## Source excerpt
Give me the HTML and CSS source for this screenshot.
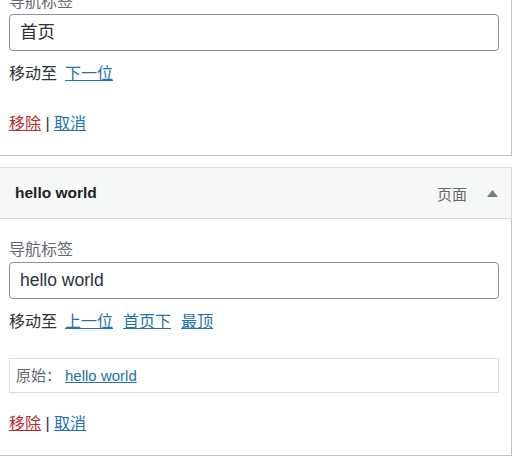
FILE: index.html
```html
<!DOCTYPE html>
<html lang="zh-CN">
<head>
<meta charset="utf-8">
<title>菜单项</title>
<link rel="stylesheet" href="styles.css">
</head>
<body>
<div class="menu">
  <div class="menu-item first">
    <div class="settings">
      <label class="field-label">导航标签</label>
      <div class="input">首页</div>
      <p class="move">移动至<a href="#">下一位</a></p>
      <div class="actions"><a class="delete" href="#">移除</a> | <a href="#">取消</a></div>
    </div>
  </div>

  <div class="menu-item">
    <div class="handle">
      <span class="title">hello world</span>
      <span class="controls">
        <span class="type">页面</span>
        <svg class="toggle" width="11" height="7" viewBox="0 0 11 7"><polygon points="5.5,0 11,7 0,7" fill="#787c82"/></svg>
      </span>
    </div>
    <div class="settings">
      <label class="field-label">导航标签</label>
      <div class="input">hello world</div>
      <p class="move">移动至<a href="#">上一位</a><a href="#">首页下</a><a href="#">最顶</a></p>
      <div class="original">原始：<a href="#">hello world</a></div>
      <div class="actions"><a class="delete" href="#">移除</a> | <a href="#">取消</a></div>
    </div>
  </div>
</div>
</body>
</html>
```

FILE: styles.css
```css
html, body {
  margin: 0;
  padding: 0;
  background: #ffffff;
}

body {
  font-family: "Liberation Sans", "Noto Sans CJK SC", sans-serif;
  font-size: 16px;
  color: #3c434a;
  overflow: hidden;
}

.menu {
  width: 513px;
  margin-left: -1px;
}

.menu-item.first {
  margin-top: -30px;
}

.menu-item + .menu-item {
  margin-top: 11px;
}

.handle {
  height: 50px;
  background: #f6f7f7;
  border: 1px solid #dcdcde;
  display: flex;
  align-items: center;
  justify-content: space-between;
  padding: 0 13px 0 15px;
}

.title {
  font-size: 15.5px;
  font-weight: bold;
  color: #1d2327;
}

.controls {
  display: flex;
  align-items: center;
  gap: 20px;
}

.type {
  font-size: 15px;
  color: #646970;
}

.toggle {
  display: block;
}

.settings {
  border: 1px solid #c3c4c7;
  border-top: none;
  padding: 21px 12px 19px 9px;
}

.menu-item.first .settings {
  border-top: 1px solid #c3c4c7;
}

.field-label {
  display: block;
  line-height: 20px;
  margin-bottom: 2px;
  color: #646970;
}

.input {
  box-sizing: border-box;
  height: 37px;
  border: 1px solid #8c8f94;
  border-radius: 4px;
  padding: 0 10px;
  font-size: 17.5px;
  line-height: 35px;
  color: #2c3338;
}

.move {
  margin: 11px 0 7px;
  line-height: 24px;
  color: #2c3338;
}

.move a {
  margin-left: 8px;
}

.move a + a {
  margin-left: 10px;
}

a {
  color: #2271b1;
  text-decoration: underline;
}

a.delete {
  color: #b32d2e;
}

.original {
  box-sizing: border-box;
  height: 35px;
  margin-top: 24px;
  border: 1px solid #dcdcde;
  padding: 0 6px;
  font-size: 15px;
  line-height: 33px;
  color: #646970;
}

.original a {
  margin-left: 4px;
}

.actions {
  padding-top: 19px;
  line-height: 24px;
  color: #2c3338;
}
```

## Work to do
Leave the pictures out and output the rest of the listing exactly.

## Response to this exercise
Give me the HTML and CSS source for this screenshot.
FILE: index.html
```html
<!DOCTYPE html>
<html lang="zh-CN">
<head>
<meta charset="utf-8">
<title>菜单项</title>
<link rel="stylesheet" href="styles.css">
</head>
<body>
<div class="menu">
  <div class="menu-item first">
    <div class="settings">
      <label class="field-label">导航标签</label>
      <div class="input">首页</div>
      <p class="move">移动至<a href="#">下一位</a></p>
      <div class="actions"><a class="delete" href="#">移除</a> | <a href="#">取消</a></div>
    </div>
  </div>

  <div class="menu-item">
    <div class="handle">
      <span class="title">hello world</span>
      <span class="controls">
        <span class="type">页面</span>
        <svg class="toggle" width="11" height="7" viewBox="0 0 11 7"><polygon points="5.5,0 11,7 0,7" fill="#787c82"/></svg>
      </span>
    </div>
    <div class="settings">
      <label class="field-label">导航标签</label>
      <div class="input">hello world</div>
      <p class="move">移动至<a href="#">上一位</a><a href="#">首页下</a><a href="#">最顶</a></p>
      <div class="original">原始：<a href="#">hello world</a></div>
      <div class="actions"><a class="delete" href="#">移除</a> | <a href="#">取消</a></div>
    </div>
  </div>
</div>
</body>
</html>
```

FILE: styles.css
```css
html, body {
  margin: 0;
  padding: 0;
  background: #ffffff;
}

body {
  font-family: "Liberation Sans", "Noto Sans CJK SC", sans-serif;
  font-size: 16px;
  color: #3c434a;
  overflow: hidden;
}

.menu {
  width: 513px;
  margin-left: -1px;
}

.menu-item.first {
  margin-top: -30px;
}

.menu-item + .menu-item {
  margin-top: 11px;
}

.handle {
  height: 50px;
  background: #f6f7f7;
  border: 1px solid #dcdcde;
  display: flex;
  align-items: center;
  justify-content: space-between;
  padding: 0 13px 0 15px;
}

.title {
  font-size: 15.5px;
  font-weight: bold;
  color: #1d2327;
}

.controls {
  display: flex;
  align-items: center;
  gap: 20px;
}

.type {
  font-size: 15px;
  color: #646970;
}

.toggle {
  display: block;
}

.settings {
  border: 1px solid #c3c4c7;
  border-top: none;
  padding: 21px 12px 19px 9px;
}

.menu-item.first .settings {
  border-top: 1px solid #c3c4c7;
}

.field-label {
  display: block;
  line-height: 20px;
  margin-bottom: 2px;
  color: #646970;
}

.input {
  box-sizing: border-box;
  height: 37px;
  border: 1px solid #8c8f94;
  border-radius: 4px;
  padding: 0 10px;
  font-size: 17.5px;
  line-height: 35px;
  color: #2c3338;
}

.move {
  margin: 11px 0 7px;
  line-height: 24px;
  color: #2c3338;
}

.move a {
  margin-left: 8px;
}

.move a + a {
  margin-left: 10px;
}

a {
  color: #2271b1;
  text-decoration: underline;
}

a.delete {
  color: #b32d2e;
}

.original {
  box-sizing: border-box;
  height: 35px;
  margin-top: 24px;
  border: 1px solid #dcdcde;
  padding: 0 6px;
  font-size: 15px;
  line-height: 33px;
  color: #646970;
}

.original a {
  margin-left: 4px;
}

.actions {
  padding-top: 19px;
  line-height: 24px;
  color: #2c3338;
}
```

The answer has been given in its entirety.